Anonymous wrote:Is OP ever coming back?
Anonymous wrote:DH who is still north of livid. I received a priority letter from an insurance broker and found it opened. This is not the first time something lime this has happened. Her response was that she has a right to look at anything that arrives at her house. I would never think of opening anything she orders online that gets delivered.
Am I overreacting? Feel like I am being controlled.
Anonymous wrote:Financial and business mail, definitely yes. Private mail like a card or letter from a friend, no.
Anonymous wrote:I don't think my husband knows how to open mail, unless it's a birthday card that arrives within a week of his birthday. He doesn't even open anything at work--his assistant does it or he brings it home and gives it to me.

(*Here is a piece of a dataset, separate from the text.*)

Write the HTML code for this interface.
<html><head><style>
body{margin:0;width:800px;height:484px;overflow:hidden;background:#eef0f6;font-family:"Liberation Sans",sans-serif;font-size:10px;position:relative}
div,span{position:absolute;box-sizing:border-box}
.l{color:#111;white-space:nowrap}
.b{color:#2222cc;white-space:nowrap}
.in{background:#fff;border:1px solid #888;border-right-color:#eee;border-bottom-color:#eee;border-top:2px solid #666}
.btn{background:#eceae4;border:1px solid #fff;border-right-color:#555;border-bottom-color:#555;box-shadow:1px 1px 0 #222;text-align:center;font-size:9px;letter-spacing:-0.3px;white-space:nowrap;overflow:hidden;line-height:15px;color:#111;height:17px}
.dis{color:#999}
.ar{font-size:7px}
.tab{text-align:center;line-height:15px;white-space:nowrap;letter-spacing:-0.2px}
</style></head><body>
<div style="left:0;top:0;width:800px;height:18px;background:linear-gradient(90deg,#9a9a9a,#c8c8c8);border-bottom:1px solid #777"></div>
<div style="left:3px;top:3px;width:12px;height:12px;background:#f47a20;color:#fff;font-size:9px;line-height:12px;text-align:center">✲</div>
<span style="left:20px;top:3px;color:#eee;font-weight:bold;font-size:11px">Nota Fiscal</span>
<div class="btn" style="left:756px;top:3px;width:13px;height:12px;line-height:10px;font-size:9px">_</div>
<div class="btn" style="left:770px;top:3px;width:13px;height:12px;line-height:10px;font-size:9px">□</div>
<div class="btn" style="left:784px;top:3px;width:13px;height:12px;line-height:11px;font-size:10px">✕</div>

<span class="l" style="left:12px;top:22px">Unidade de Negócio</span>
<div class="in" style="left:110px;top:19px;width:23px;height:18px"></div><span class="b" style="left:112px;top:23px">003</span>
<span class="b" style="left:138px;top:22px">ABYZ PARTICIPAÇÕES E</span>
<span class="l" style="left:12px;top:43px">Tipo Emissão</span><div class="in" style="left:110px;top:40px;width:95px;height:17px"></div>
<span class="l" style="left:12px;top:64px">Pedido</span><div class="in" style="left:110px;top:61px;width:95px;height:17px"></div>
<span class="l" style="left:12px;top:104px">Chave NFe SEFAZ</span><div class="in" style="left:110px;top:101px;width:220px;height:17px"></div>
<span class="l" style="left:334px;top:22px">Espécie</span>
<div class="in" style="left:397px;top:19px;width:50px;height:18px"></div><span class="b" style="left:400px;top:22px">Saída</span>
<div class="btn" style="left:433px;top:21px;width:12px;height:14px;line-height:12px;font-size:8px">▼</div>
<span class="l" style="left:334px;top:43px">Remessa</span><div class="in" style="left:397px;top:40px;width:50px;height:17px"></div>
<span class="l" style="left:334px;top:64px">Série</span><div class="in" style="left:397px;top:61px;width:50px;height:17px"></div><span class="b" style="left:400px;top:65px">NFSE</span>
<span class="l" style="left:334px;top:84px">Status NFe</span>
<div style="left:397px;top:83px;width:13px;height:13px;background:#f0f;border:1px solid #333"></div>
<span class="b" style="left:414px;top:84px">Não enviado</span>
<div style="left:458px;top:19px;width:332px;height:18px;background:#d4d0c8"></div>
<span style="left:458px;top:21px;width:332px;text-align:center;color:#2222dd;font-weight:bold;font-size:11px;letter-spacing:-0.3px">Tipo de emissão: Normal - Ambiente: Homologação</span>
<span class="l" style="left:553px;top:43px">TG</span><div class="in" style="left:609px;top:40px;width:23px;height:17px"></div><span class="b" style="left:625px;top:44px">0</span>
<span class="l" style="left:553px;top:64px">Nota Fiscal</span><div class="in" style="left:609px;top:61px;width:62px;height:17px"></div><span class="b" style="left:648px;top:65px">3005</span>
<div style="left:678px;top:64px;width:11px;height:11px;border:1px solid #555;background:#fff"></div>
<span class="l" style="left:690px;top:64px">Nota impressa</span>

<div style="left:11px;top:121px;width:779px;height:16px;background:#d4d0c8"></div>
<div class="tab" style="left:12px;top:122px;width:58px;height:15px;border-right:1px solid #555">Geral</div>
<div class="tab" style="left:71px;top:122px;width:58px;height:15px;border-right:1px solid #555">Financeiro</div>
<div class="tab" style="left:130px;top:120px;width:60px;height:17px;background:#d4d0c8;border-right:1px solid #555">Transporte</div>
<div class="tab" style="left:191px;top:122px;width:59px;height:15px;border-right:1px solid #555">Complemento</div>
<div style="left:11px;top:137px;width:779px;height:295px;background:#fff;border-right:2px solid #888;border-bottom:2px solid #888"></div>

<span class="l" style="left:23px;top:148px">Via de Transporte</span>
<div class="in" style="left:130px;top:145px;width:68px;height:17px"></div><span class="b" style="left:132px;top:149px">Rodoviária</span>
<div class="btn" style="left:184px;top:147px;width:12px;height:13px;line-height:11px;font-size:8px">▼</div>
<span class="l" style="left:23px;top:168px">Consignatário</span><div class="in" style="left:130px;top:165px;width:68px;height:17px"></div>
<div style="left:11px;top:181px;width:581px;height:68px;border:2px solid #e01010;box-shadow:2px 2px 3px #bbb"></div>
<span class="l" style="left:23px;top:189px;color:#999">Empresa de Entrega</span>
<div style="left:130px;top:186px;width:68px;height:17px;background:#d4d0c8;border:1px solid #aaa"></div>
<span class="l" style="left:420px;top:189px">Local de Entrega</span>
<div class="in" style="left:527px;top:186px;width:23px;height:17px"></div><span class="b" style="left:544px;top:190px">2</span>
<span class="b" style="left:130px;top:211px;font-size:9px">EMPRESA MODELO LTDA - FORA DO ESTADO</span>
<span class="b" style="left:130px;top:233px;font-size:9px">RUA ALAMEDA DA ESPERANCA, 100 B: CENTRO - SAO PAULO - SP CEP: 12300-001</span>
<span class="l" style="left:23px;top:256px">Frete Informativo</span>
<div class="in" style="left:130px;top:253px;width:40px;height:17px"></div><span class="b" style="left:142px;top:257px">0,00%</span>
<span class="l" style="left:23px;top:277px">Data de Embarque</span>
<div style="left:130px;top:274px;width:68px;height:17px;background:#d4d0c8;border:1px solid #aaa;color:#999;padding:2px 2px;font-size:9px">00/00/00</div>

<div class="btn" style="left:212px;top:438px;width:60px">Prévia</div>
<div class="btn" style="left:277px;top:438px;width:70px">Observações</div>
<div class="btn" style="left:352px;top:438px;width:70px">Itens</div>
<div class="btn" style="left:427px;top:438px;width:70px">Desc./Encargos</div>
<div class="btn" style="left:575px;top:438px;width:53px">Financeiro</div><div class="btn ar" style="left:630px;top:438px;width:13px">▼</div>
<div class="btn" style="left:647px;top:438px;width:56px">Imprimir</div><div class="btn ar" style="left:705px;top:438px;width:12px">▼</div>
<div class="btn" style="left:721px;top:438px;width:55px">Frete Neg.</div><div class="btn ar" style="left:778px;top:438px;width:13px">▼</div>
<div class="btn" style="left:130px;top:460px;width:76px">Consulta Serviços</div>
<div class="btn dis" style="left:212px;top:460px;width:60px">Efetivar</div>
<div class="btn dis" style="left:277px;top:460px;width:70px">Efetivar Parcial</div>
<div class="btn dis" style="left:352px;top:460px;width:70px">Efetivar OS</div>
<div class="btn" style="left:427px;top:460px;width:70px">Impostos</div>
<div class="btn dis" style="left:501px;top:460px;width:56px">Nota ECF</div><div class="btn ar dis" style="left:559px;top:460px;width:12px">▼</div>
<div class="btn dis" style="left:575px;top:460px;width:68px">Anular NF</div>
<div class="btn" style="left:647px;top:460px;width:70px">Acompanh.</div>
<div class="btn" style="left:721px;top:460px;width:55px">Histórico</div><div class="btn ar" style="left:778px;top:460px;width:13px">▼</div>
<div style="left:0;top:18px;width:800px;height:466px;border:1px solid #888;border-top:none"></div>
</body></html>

Anonymous wrote:Anonymous wrote:Anonymous wrote:18 U.S. Code § 1702 - Obstruction of correspondence
Whoever takes any letter, postal card, or package out of any post office or any authorized depository for mail matter, or from any letter or mail carrier, or which has been in any post office or authorized depository, or in the custody of any letter or mail carrier, before it has been delivered to the person to whom it was directed, with design to obstruct the correspondence, or to pry into the business or secrets of another, or opens, secretes, embezzles, or destroys the same, shall be fined under this title or imprisoned not more than five years, or both.
(June 25, 1948, ch. 645, 62 Stat. 778; Pub. L. 103–322, title XXXIII, §?330016(1)(I), Sept. 13, 1994, 108 Stat. 2147.)
I am willing to bet (unless there are extenuating circumstances) that there is not a DA in the country who would bring charges against a spouse for opening another spouses mail.
Is it considered delivered once it hits your mailbox? I always thought the obstruction was if you are a postal worker stealing mail or if you steal undelivered mail from a mail truck.